# CAAD frames and corrosion?



## miataeric (Jun 4, 2013)

Hey everyone, I have a new-to-me ~2004 CAAD 7 bike that I've only had for about a week. This is my first road bike, and first foray back into cycling really since the late 90's. This bike came from SOCAL, and is painted in Helen's Cycles team livery. I've noticed some paint bubbling under the bottom bracket, and a couple other places as well. 

I'm an aircraft structural mechanic/NDI tech by trade, so I know the signs of corrosion when I see them. I'm more curious how common corrosion was on these frames, and how much of an effect it had on them, given the very thin tubing?


----------



## Todd769 (Feb 21, 2009)

Since your bike has a special paint job and not a factory paint job could be a defect in the paint?! I'm no expert you should have that looked at by someone. Would not be good if you were flying down a steep hill and your frame gave out!!!


----------



## miataeric (Jun 4, 2013)

Thanks for the reply. From my understanding, this was a factory paint job by Cannondale, for the Helen's Cycles team, much like other factory team paint jobs.


----------



## Randy99CL (Mar 27, 2013)

I wouldn't be crazy paranoid but I would chip off some of the paint under the BB and see what the tubes look like. Is is just surface corrosion or deeply pitted?
Obviously, SoCal could mean salty air.

Take it to a Cannondale dealer and ask what he thinks.

If it were mine I'd probably walnut or soda blast the paint off and have it powder coated if the tubes look ok.

Edit: I'd take out the seatpost to make sure it's not corroded into the frame. Maybe take off the fork and BB to check them and see if their is any corrosion inside the tubes.


----------



## miataeric (Jun 4, 2013)

It just so happens, that due to the nature of my job, I work right next door to a paint shop (military), and at least one of the guys there also does auto body and paint on his own. It wouldn't be hard to take it in and have the paint down there chemically stripped, so I could see what was going on. It crossed my mind to have them chemically strip the whole frame so I could do my thing on the welds and rest of the frame, then have them paint it back up, or clear coat the bare aluminum, or powdercoat it.


----------



## oldcannondale (Jul 23, 2011)

miataeric said:


> Hey everyone, I have a new-to-me ~2004 CAAD 7 bike that I've only had for about a week. This is my first road bike, and first foray back into cycling really since the late 90's. This bike came from SOCAL, and is painted in Helen's Cycles team livery. I've noticed some paint bubbling under the bottom bracket, and a couple other places as well.
> 
> I'm an aircraft structural mechanic/NDI tech by trade, so I know the signs of corrosion when I see them. I'm more curious how common corrosion was on these frames, and how much of an effect it had on them, given the very thin tubing?

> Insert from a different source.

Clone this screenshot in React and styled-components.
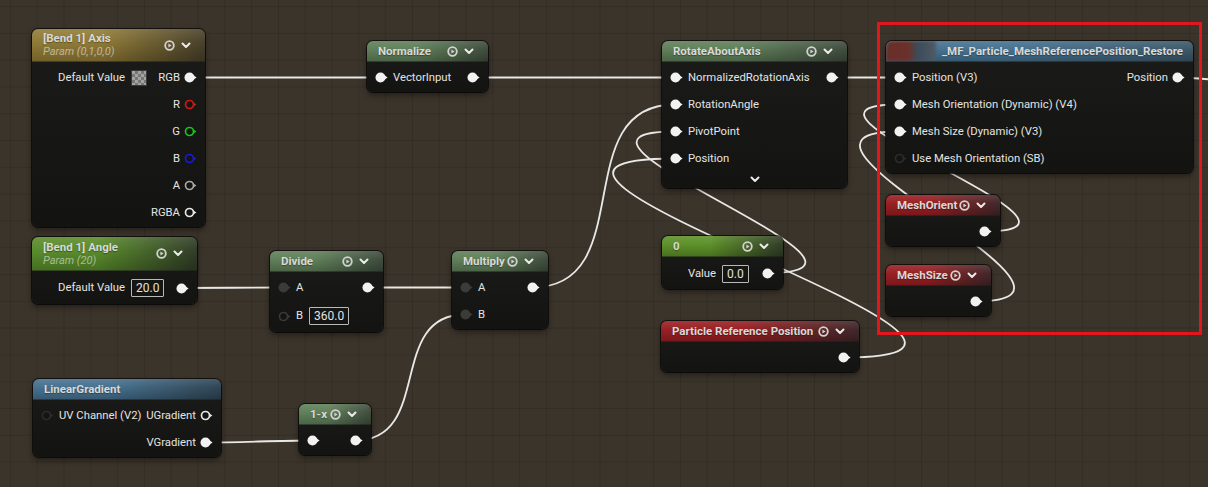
import React from 'react';
import styled, { createGlobalStyle } from 'styled-components';

const GlobalStyle = createGlobalStyle`
  html, body { margin: 0; padding: 0; background: #3b342b; }
  body { font-family: Roboto, "Noto Sans", "Liberation Sans", sans-serif; overflow: hidden; }
`;

const tones = {
  gold: ['#8e7934', '#453d27'],
  param: ['#578a29', '#2e3a25'],
  blue: ['#45708f', '#2d4352'],
  math: ['#5e7e58', '#3d4a3b'],
  constant: ['#5b8f27', '#2f3b24'],
  red: ['#981d21', '#3e2527'],
  mf: ['#44708f', '#3a5668'],
};

const Canvas = styled.div`
  position: relative;
  width: 1208px;
  height: 487px;
  overflow: hidden;
  background-color: #3b342b;
  background-image:
    linear-gradient(to right, rgba(0, 0, 0, 0.12) 1px, transparent 1px),
    linear-gradient(to bottom, rgba(0, 0, 0, 0.12) 1px, transparent 1px);
  background-size: 26.8px 26.8px;
  background-position: 10px 6px;
`;

const WireLayer = styled.svg`
  position: absolute;
  left: 0;
  top: 0;
  width: 1208px;
  height: 487px;
  z-index: 0;
`;

const Node = styled.div`
  position: absolute;
  left: ${(p) => p.$x}px;
  top: ${(p) => p.$y}px;
  width: ${(p) => p.$w}px;
  z-index: 1;
  border-radius: 6px;
  background: linear-gradient(180deg, #1b1b19 0%, #131311 100%);
  box-shadow: 0 0 0 1px rgba(0, 0, 0, 0.65), 0 3px 6px rgba(0, 0, 0, 0.45);
`;

const Header = styled.div`
  display: flex;
  align-items: center;
  gap: 6px;
  box-sizing: border-box;
  height: ${(p) => p.$h || 21}px;
  padding: 0 14px 0 ${(p) => (p.$flush ? 0 : 11)}px;
  border-radius: 6px 6px 0 0;
  overflow: hidden;
  border-bottom: 1px solid rgba(0, 0, 0, 0.55);
  background:
    linear-gradient(180deg, rgba(255, 255, 255, 0.12) 0%, rgba(255, 255, 255, 0.02) 40%, rgba(0, 0, 0, 0.2) 100%),
    linear-gradient(90deg, ${(p) => tones[p.$tone][0]} 0%, ${(p) => tones[p.$tone][0]} 40%, ${(p) => tones[p.$tone][1]} 100%);
`;

const TitleBlock = styled.div`
  flex: 1;
  min-width: 0;
  display: flex;
  flex-direction: column;
`;

const Title = styled.div`
  font-size: 11.5px;
  font-weight: 700;
  line-height: 14px;
  color: #d9d9d6;
  white-space: nowrap;
  text-shadow: 0 1px 1px rgba(0, 0, 0, 0.35);
`;

const Subtitle = styled.div`
  font-size: 11px;
  font-style: italic;
  line-height: 14px;
  color: rgba(255, 255, 255, 0.5);
  white-space: nowrap;
`;

const Thumb = styled.div`
  width: 50px;
  height: 20px;
  flex: none;
  border-radius: 6px 0 0 0;
  background: linear-gradient(90deg, #6a2e28 0%, #6c302a 45%, #3c4b58 62%, #4e5a66 100%);
  filter: blur(1.5px);
`;

const Icons = styled.div`
  display: flex;
  align-items: center;
  gap: 6px;
  flex: none;
`;

const Body = styled.div`
  padding: 2px 0 1px;
`;

const Row = styled.div`
  display: flex;
  align-items: center;
  height: ${(p) => p.$h || 27}px;
  padding: 0 8px 0 8px;
`;

const InSide = styled.div`
  display: flex;
  align-items: center;
  gap: 5px;
`;

const OutSide = styled.div`
  display: flex;
  align-items: center;
  gap: 4px;
  margin-left: auto;
`;

const Label = styled.span`
  font-size: 11.3px;
  line-height: 1;
  color: #e4e4e2;
  white-space: nowrap;
`;

const ValueBox = styled.span`
  display: inline-flex;
  align-items: center;
  height: 16px;
  padding: 0 4px;
  margin-left: 1px;
  border: 1px solid #b9b9b6;
  border-radius: 1px;
  font-size: 12px;
  color: #e2e2e0;
`;

const Checker = styled.span`
  display: inline-block;
  width: 14px;
  height: 14px;
  margin-left: 1px;
  border: 1px solid #3a3a3a;
  background-color: #a3a3a3;
  background-image:
    linear-gradient(45deg, #777 25%, transparent 25%, transparent 75%, #777 75%),
    linear-gradient(45deg, #777 25%, transparent 25%, transparent 75%, #777 75%);
  background-size: 6px 6px;
  background-position: 0 0, 3px 3px;
`;

const Footer = styled.div`
  display: flex;
  align-items: center;
  justify-content: center;
  height: 15px;
`;

const Highlight = styled.div`
  position: absolute;
  left: 877px;
  top: 22px;
  width: 325px;
  height: 313px;
  box-sizing: border-box;
  border: 3px solid #e2161c;
  z-index: 2;
  pointer-events: none;
`;

const Pin = ({ kind = 'filled', color = '#f2f2f2' }) => {
  if (kind === 'ghost') return <svg width="13" height="11" />;
  if (kind === 'filled' || kind === 'dim') {
    const c = kind === 'dim' ? '#3b3b3a' : color;
    return (
      <svg width="13" height="11" viewBox="0 0 13 11">
        <circle cx="5.5" cy="5.5" r="5" fill={c} />
        <polygon points="9,3 12.6,5.5 9,8" fill={c} />
      </svg>
    );
  }
  return (
    <svg width="13" height="11" viewBox="0 0 13 11">
      <circle cx="5.5" cy="5.5" r="4" fill="#141412" stroke={color} strokeWidth="1.7" />
      <polygon points="9.2,3.2 12.4,5.5 9.2,7.8" fill={color} />
    </svg>
  );
};

const PlayIcon = () => (
  <svg width="11" height="11" viewBox="0 0 11 11">
    <circle cx="5.5" cy="5.5" r="4.3" fill="none" stroke="#d2d2d0" strokeWidth="1.8" />
    <polygon points="4.4,3.5 7.6,5.5 4.4,7.5" fill="#d2d2d0" />
  </svg>
);

const Chevron = () => (
  <svg width="10" height="7" viewBox="0 0 10 7">
    <polyline points="1.5,1.5 5,5 8.5,1.5" fill="none" stroke="#ebebe9" strokeWidth="2" strokeLinecap="round" strokeLinejoin="round" />
  </svg>
);

const HeaderIcons = () => (
  <Icons>
    <PlayIcon />
    <Chevron />
  </Icons>
);

function wirePath([sx, sy], [ex, ey]) {
  const dx = ex - sx;
  const dy = ey - sy;
  const fwd = dx >= 0;
  const t = fwd
    ? Math.min(Math.abs(dx), 1000) + Math.min(Math.abs(dy), 1000)
    : Math.min(Math.abs(dx), 200) * 3 + Math.min(Math.abs(dy), 200) * 1.5;
  const c = t / 3;
  return `M${sx},${sy} C${sx + c},${sy} ${ex - c},${ey} ${ex},${ey}`;
}

const wires = [
  [[189, 77.5], [380, 77.5]],
  [[472, 77.5], [675, 77.5]],
  [[831, 77.5], [899, 77.5]],
  [[1177, 77.5], [1250, 82]],
  [[181, 288], [283, 287.5]],
  [[367, 287.5], [465, 287.5]],
  [[532, 287.5], [675, 104.5]],
  [[205, 442.5], [312, 440.5]],
  [[355, 440.5], [465, 314.5]],
  [[767, 273], [675, 131.5]],
  [[843, 357.5], [675, 158.5]],
  [[984, 231.5], [899, 104.5]],
  [[975, 301.5], [899, 131.5]],
];

export default function App() {
  return (
    <>
      <GlobalStyle />
      <Canvas>
        <WireLayer viewBox="0 0 1208 487">
          {wires.map((w, i) => (
            <path key={i} d={wirePath(w[0], w[1])} fill="none" stroke="#e8e8e6" strokeWidth="1.8" />
          ))}
        </WireLayer>

        {/* [Bend 1] Axis */}
        <Node $x={32} $y={29} $w={173}>
          <Header $tone="gold" $h={33}>
            <TitleBlock>
              <Title>[Bend 1] Axis</Title>
              <Subtitle>Param (0,1,0,0)</Subtitle>
            </TitleBlock>
            <HeaderIcons />
          </Header>
          <Body>
            <Row>
              <InSide>
                <Pin kind="ghost" />
                <Label>Default Value</Label>
                <Checker />
              </InSide>
              <OutSide>
                <Label>RGB</Label>
                <Pin />
              </OutSide>
            </Row>
            <Row>
              <OutSide>
                <Label>R</Label>
                <Pin kind="ring" color="#d81616" />
              </OutSide>
            </Row>
            <Row>
              <OutSide>
                <Label>G</Label>
                <Pin kind="ring" color="#18c418" />
              </OutSide>
            </Row>
            <Row>
              <OutSide>
                <Label>B</Label>
                <Pin kind="ring" color="#1a1ad8" />
              </OutSide>
            </Row>
            <Row>
              <OutSide>
                <Label>A</Label>
                <Pin kind="ring" color="#a8a8a6" />
              </OutSide>
            </Row>
            <Row>
              <OutSide>
                <Label>RGBA</Label>
                <Pin kind="ring" color="#e6e6e4" />
              </OutSide>
            </Row>
          </Body>
        </Node>

        {/* [Bend 1] Angle */}
        <Node $x={32} $y={237} $w={165}>
          <Header $tone="param" $h={34}>
            <TitleBlock>
              <Title>[Bend 1] Angle</Title>
              <Subtitle>Param (20)</Subtitle>
            </TitleBlock>
            <HeaderIcons />
          </Header>
          <Body>
            <Row $h={30}>
              <InSide>
                <Pin kind="ghost" />
                <Label>Default Value</Label>
                <ValueBox>20.0</ValueBox>
              </InSide>
              <OutSide>
                <Pin />
              </OutSide>
            </Row>
          </Body>
        </Node>

        {/* LinearGradient */}
        <Node $x={33} $y={379} $w={188}>
          <Header $tone="blue">
            <TitleBlock>
              <Title>LinearGradient</Title>
            </TitleBlock>
          </Header>
          <Body>
            <Row>
              <InSide>
                <Pin kind="ring" color="#2c2c2b" />
                <Label>UV Channel (V2)</Label>
              </InSide>
              <OutSide>
                <Label>UGradient</Label>
                <Pin kind="ring" color="#e6e6e4" />
              </OutSide>
            </Row>
            <Row>
              <OutSide>
                <Label>VGradient</Label>
                <Pin />
              </OutSide>
            </Row>
          </Body>
        </Node>

        {/* Normalize */}
        <Node $x={367} $y={41} $w={121}>
          <Header $tone="math">
            <TitleBlock>
              <Title>Normalize</Title>
            </TitleBlock>
            <HeaderIcons />
          </Header>
          <Body>
            <Row>
              <InSide>
                <Pin />
                <Label>VectorInput</Label>
              </InSide>
              <OutSide>
                <Pin />
              </OutSide>
            </Row>
          </Body>
        </Node>

        {/* Divide */}
        <Node $x={270} $y={251} $w={113}>
          <Header $tone="math">
            <TitleBlock>
              <Title>Divide</Title>
            </TitleBlock>
            <HeaderIcons />
          </Header>
          <Body>
            <Row>
              <InSide>
                <Pin kind="dim" />
                <Label>A</Label>
              </InSide>
              <OutSide>
                <Pin />
              </OutSide>
            </Row>
            <Row $h={30}>
              <InSide>
                <Pin kind="ring" color="#3a3a39" />
                <Label>B</Label>
                <ValueBox>360.0</ValueBox>
              </InSide>
            </Row>
          </Body>
        </Node>

        {/* Multiply */}
        <Node $x={452} $y={251} $w={96}>
          <Header $tone="math">
            <TitleBlock>
              <Title>Multiply</Title>
            </TitleBlock>
            <HeaderIcons />
          </Header>
          <Body>
            <Row>
              <InSide>
                <Pin kind="dim" />
                <Label>A</Label>
              </InSide>
              <OutSide>
                <Pin />
              </OutSide>
            </Row>
            <Row>
              <InSide>
                <Pin kind="dim" />
                <Label>B</Label>
              </InSide>
            </Row>
          </Body>
        </Node>

        {/* 1-x */}
        <Node $x={299} $y={404} $w={72}>
          <Header $tone="math">
            <TitleBlock>
              <Title>1-x</Title>
            </TitleBlock>
            <HeaderIcons />
          </Header>
          <Body>
            <Row>
              <InSide>
                <Pin />
              </InSide>
              <OutSide>
                <Pin />
              </OutSide>
            </Row>
          </Body>
        </Node>

        {/* RotateAboutAxis */}
        <Node $x={662} $y={41} $w={185}>
          <Header $tone="math">
            <TitleBlock>
              <Title>RotateAboutAxis</Title>
            </TitleBlock>
            <HeaderIcons />
          </Header>
          <Body>
            <Row>
              <InSide>
                <Pin />
                <Label>NormalizedRotationAxis</Label>
              </InSide>
              <OutSide>
                <Pin />
              </OutSide>
            </Row>
            <Row>
              <InSide>
                <Pin />
                <Label>RotationAngle</Label>
              </InSide>
            </Row>
            <Row>
              <InSide>
                <Pin />
                <Label>PivotPoint</Label>
              </InSide>
            </Row>
            <Row>
              <InSide>
                <Pin />
                <Label>Position</Label>
              </InSide>
            </Row>
            <Footer>
              <Chevron />
            </Footer>
          </Body>
        </Node>

        {/* Constant 0 */}
        <Node $x={662} $y={236} $w={121}>
          <Header $tone="constant">
            <TitleBlock>
              <Title>0</Title>
            </TitleBlock>
            <HeaderIcons />
          </Header>
          <Body>
            <Row $h={29}>
              <InSide>
                <Pin kind="ghost" />
                <Label>Value</Label>
                <ValueBox>0.0</ValueBox>
              </InSide>
              <OutSide>
                <Pin />
              </OutSide>
            </Row>
          </Body>
        </Node>

        {/* Particle Reference Position */}
        <Node $x={661} $y={321} $w={198}>
          <Header $tone="red">
            <TitleBlock>
              <Title>Particle Reference Position</Title>
            </TitleBlock>
            <HeaderIcons />
          </Header>
          <Body>
            <Row>
              <OutSide>
                <Pin />
              </OutSide>
            </Row>
          </Body>
        </Node>

        {/* Material function */}
        <Node $x={886} $y={41} $w={307}>
          <Header $tone="mf" $flush>
            <Thumb />
            <TitleBlock>
              <Title>_MF_Particle_MeshReferencePosition_Restore</Title>
            </TitleBlock>
          </Header>
          <Body>
            <Row>
              <InSide>
                <Pin />
                <Label>Position (V3)</Label>
              </InSide>
              <OutSide>
                <Label>Position</Label>
                <Pin />
              </OutSide>
            </Row>
            <Row>
              <InSide>
                <Pin />
                <Label>Mesh Orientation (Dynamic) (V4)</Label>
              </InSide>
            </Row>
            <Row>
              <InSide>
                <Pin />
                <Label>Mesh Size (Dynamic) (V3)</Label>
              </InSide>
            </Row>
            <Row>
              <InSide>
                <Pin kind="ring" color="#2c2c2b" />
                <Label>Use Mesh Orientation (SB)</Label>
              </InSide>
            </Row>
          </Body>
        </Node>

        {/* MeshOrient */}
        <Node $x={886} $y={195} $w={114}>
          <Header $tone="red">
            <TitleBlock>
              <Title>MeshOrient</Title>
            </TitleBlock>
            <HeaderIcons />
          </Header>
          <Body>
            <Row>
              <OutSide>
                <Pin />
              </OutSide>
            </Row>
          </Body>
        </Node>

        {/* MeshSize */}
        <Node $x={886} $y={265} $w={105}>
          <Header $tone="red">
            <TitleBlock>
              <Title>MeshSize</Title>
            </TitleBlock>
            <HeaderIcons />
          </Header>
          <Body>
            <Row>
              <OutSide>
                <Pin />
              </OutSide>
            </Row>
          </Body>
        </Node>

        <Highlight />
      </Canvas>
    </>
  );
}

Since you are in the aviation industry, you will recognize cumuliform corrosion, rather than a chemical strip, I would recommend a light bead or soda blast of the affected area of the BB, then a vinegar wash of the aluminum or alodine, followed by zinc chromate primer. Be careful with the ZCP, I would use it in an open area, I would also take the sharp edges off of those cable rubs, don't go crazy, just take off the sharp edges, and good luck matching the paint, but it is on the BB. Same for the cable guide, all aluminum will oxidize, so a good anti corrosion treatment is always a good idea. It seems like I recall a product named Boeshield, that we sprayed in wings and tailcones where we were unable to reach??? oldcannondale
Oh, and I have two CAAD 7s, so I definitely think they are great!


----------